Output growth heads off 'double-dip' recession
The UK avoided a "double-dip" recession in the first three months of 2010 with output growth of 0.4%, an economic forecaster said today.
The National Institute of Economic and Social Research's (NIESR) GDP estimate said the economy would have grown at an even faster rate without January's cold weather and the return of VAT to 17.5%.
The figures will be seized on by the Government as more evidence of recovery following a similar 0.4% advance seen in the final quarter of 2009 - ending the longest and deepest recession since official records began.

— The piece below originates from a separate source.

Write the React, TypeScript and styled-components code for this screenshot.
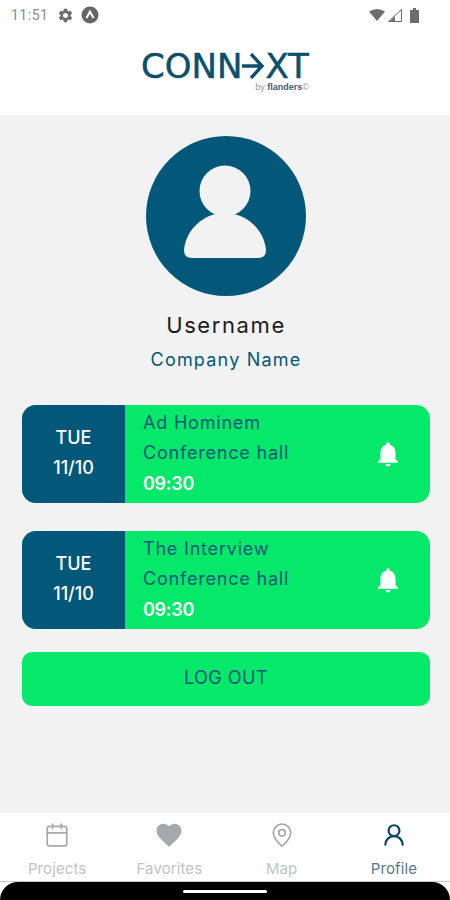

While NIESR's estimates have a margin of error of up to 0.2%, there is now an increasing likelihood of positive growth for the first quarter of 2010 when official estimates are released two weeks before polling day.
The estimates follow better-than-expected manufacturing figures, a return to jobs growth from the UK's services sector and predictions of a faster recovery for the country than many of its G7 rivals.
NIESR estimates that overall output is currently 1.1% higher than the end of the recession, which it puts at September last year.
But it also warned that GDP is still 5.4% lower than in early 2008 and added that the economy could take until 2012 to recover the ground lost to recession.
The Bank of England is taking no chances with the recovery and kept interest rates at their record low level today, as expected by the City.
Borrowing costs have been held at 0.5% for more than a year and £200 billion pumped into the economy as rate-setters attempted to nurse the ailing UK back to health.